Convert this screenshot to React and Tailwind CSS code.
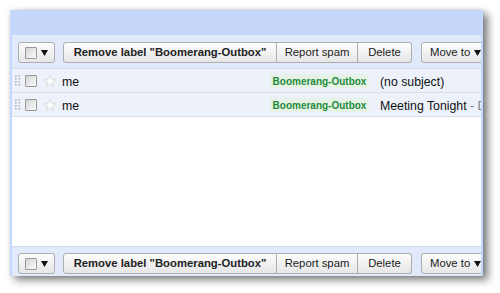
import React from "react";

const Tri = () => (
  <svg width="7" height="6" viewBox="0 0 7 6" className="block">
    <polygon points="0,0 7,0 3.5,6" fill="#111" />
  </svg>
);

const Check = ({ className = "" }) => (
  <div
    className={`w-[12px] h-[12px] shrink-0 border border-[#9a9a9a] rounded-[1px] bg-gradient-to-br from-[#d4d4d4] to-[#fbfbfb] ${className}`}
  />
);

const Dots = () => (
  <svg width="6" height="11" viewBox="0 0 6 11" className="block">
    {[0, 3, 6, 9].map((y) =>
      [0, 3.5].map((x) => (
        <rect key={`${x}-${y}`} x={x} y={y} width="1.6" height="1.6" fill="#b5b5b5" />
      ))
    )}
  </svg>
);

const Star = () => (
  <svg width="14" height="14" viewBox="0 0 24 24" className="block">
    <polygon
      points="12,2 14.9,8.6 22,9.3 16.6,14 18.2,21 12,17.3 5.8,21 7.4,14 2,9.3 9.1,8.6"
      fill="#fbfbfb"
      stroke="#d8d8d8"
      strokeWidth="1.6"
      strokeLinejoin="round"
    />
  </svg>
);

const btn =
  "h-[21px] flex items-center justify-center border border-[#adadad] bg-gradient-to-b from-[#fdfdfd] to-[#e6e6e6] text-[#222] text-[11.3px] shrink-0 whitespace-nowrap";

const Toolbar = ({ className }) => (
  <div className={`flex items-start pl-[6px] shrink-0 ${className}`}>
    <div className={`${btn} w-[37px] rounded-[3px] gap-[4px]`}>
      <Check className="bg-gradient-to-br from-[#cfcfcf] to-[#f8f8f8]" />
      <Tri />
    </div>
    <div className="flex ml-[8px] shrink-0">
      <div className={`${btn} w-[214px] rounded-l-[3px] font-bold`}>
        Remove label "Boomerang-Outbox"
      </div>
      <div className={`${btn} w-[81px] border-l-0`}>Report spam</div>
      <div className={`${btn} w-[54px] border-l-0 rounded-r-[3px]`}>Delete</div>
    </div>
    <div className={`${btn} w-[72px] ml-[9px] rounded-l-[3px] justify-start pl-[8px] gap-[4px]`}>
      <span>Move to</span>
      <Tri />
    </div>
  </div>
);

const Row = ({ subject, snippet }) => (
  <div className="h-[24px] flex items-center bg-[#edf1f9] border-b border-[#d9dfea] shrink-0 text-[12.3px] text-[#111] overflow-hidden">
    <div className="ml-[3px] w-[10px] shrink-0">
      <Dots />
    </div>
    <Check />
    <div className="ml-[6px] shrink-0">
      <Star />
    </div>
    <div className="ml-[5px] w-[206px] pt-[3px] shrink-0">me</div>
    <div className="w-[103px] flex justify-center shrink-0">
      <span className="px-[3px] bg-[#e6f2e6] text-[#1d8a3c] text-[10px] font-bold leading-[13px] pt-[1px] whitespace-nowrap">
        Boomerang-Outbox
      </span>
    </div>
    <div className="ml-[9px] whitespace-nowrap pt-[3px] shrink-0">
      {subject}
      {snippet && <span className="text-[#7a7a7a]"> - D</span>}
    </div>
  </div>
);

export default function App() {
  return (
    <div
      className="w-[500px] h-[293px] bg-white pt-[10px] pl-[10px] overflow-hidden"
      style={{ fontFamily: '"Liberation Sans", Arial, sans-serif' }}
    >
      <div className="w-[473px] h-[266px] flex flex-col overflow-hidden bg-white border-x-2 border-[#c3d9ff] shadow-[5px_4px_8px_rgba(0,0,0,0.5),0_0_4px_rgba(0,0,0,0.12)]">
        <div className="h-[25px] bg-[#c6d8fa] shrink-0" />
        <Toolbar className="h-[34px] pt-[7px] bg-[#e1eafb] border-b border-[#d3dcec]" />
        <Row subject="(no subject)" />
        <Row subject="Meeting Tonight" snippet />
        <div className="flex-1 bg-white" />
        <Toolbar className="h-[30px] pt-[6px] bg-[#e1eafb] border-t border-[#d3dcec]" />
      </div>
    </div>
  );
}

● **GIVEN PROBLEM**
Without the pictures, print the whole listing exactly as given.

● **RESULT OF THE TASK**
Convert this screenshot to React and Tailwind CSS code.
import React from "react";

const Tri = () => (
  <svg width="7" height="6" viewBox="0 0 7 6" className="block">
    <polygon points="0,0 7,0 3.5,6" fill="#111" />
  </svg>
);

const Check = ({ className = "" }) => (
  <div
    className={`w-[12px] h-[12px] shrink-0 border border-[#9a9a9a] rounded-[1px] bg-gradient-to-br from-[#d4d4d4] to-[#fbfbfb] ${className}`}
  />
);

const Dots = () => (
  <svg width="6" height="11" viewBox="0 0 6 11" className="block">
    {[0, 3, 6, 9].map((y) =>
      [0, 3.5].map((x) => (
        <rect key={`${x}-${y}`} x={x} y={y} width="1.6" height="1.6" fill="#b5b5b5" />
      ))
    )}
  </svg>
);

const Star = () => (
  <svg width="14" height="14" viewBox="0 0 24 24" className="block">
    <polygon
      points="12,2 14.9,8.6 22,9.3 16.6,14 18.2,21 12,17.3 5.8,21 7.4,14 2,9.3 9.1,8.6"
      fill="#fbfbfb"
      stroke="#d8d8d8"
      strokeWidth="1.6"
      strokeLinejoin="round"
    />
  </svg>
);

const btn =
  "h-[21px] flex items-center justify-center border border-[#adadad] bg-gradient-to-b from-[#fdfdfd] to-[#e6e6e6] text-[#222] text-[11.3px] shrink-0 whitespace-nowrap";

const Toolbar = ({ className }) => (
  <div className={`flex items-start pl-[6px] shrink-0 ${className}`}>
    <div className={`${btn} w-[37px] rounded-[3px] gap-[4px]`}>
      <Check className="bg-gradient-to-br from-[#cfcfcf] to-[#f8f8f8]" />
      <Tri />
    </div>
    <div className="flex ml-[8px] shrink-0">
      <div className={`${btn} w-[214px] rounded-l-[3px] font-bold`}>
        Remove label "Boomerang-Outbox"
      </div>
      <div className={`${btn} w-[81px] border-l-0`}>Report spam</div>
      <div className={`${btn} w-[54px] border-l-0 rounded-r-[3px]`}>Delete</div>
    </div>
    <div className={`${btn} w-[72px] ml-[9px] rounded-l-[3px] justify-start pl-[8px] gap-[4px]`}>
      <span>Move to</span>
      <Tri />
    </div>
  </div>
);

const Row = ({ subject, snippet }) => (
  <div className="h-[24px] flex items-center bg-[#edf1f9] border-b border-[#d9dfea] shrink-0 text-[12.3px] text-[#111] overflow-hidden">
    <div className="ml-[3px] w-[10px] shrink-0">
      <Dots />
    </div>
    <Check />
    <div className="ml-[6px] shrink-0">
      <Star />
    </div>
    <div className="ml-[5px] w-[206px] pt-[3px] shrink-0">me</div>
    <div className="w-[103px] flex justify-center shrink-0">
      <span className="px-[3px] bg-[#e6f2e6] text-[#1d8a3c] text-[10px] font-bold leading-[13px] pt-[1px] whitespace-nowrap">
        Boomerang-Outbox
      </span>
    </div>
    <div className="ml-[9px] whitespace-nowrap pt-[3px] shrink-0">
      {subject}
      {snippet && <span className="text-[#7a7a7a]"> - D</span>}
    </div>
  </div>
);

export default function App() {
  return (
    <div
      className="w-[500px] h-[293px] bg-white pt-[10px] pl-[10px] overflow-hidden"
      style={{ fontFamily: '"Liberation Sans", Arial, sans-serif' }}
    >
      <div className="w-[473px] h-[266px] flex flex-col overflow-hidden bg-white border-x-2 border-[#c3d9ff] shadow-[5px_4px_8px_rgba(0,0,0,0.5),0_0_4px_rgba(0,0,0,0.12)]">
        <div className="h-[25px] bg-[#c6d8fa] shrink-0" />
        <Toolbar className="h-[34px] pt-[7px] bg-[#e1eafb] border-b border-[#d3dcec]" />
        <Row subject="(no subject)" />
        <Row subject="Meeting Tonight" snippet />
        <div className="flex-1 bg-white" />
        <Toolbar className="h-[30px] pt-[6px] bg-[#e1eafb] border-t border-[#d3dcec]" />
      </div>
    </div>
  );
}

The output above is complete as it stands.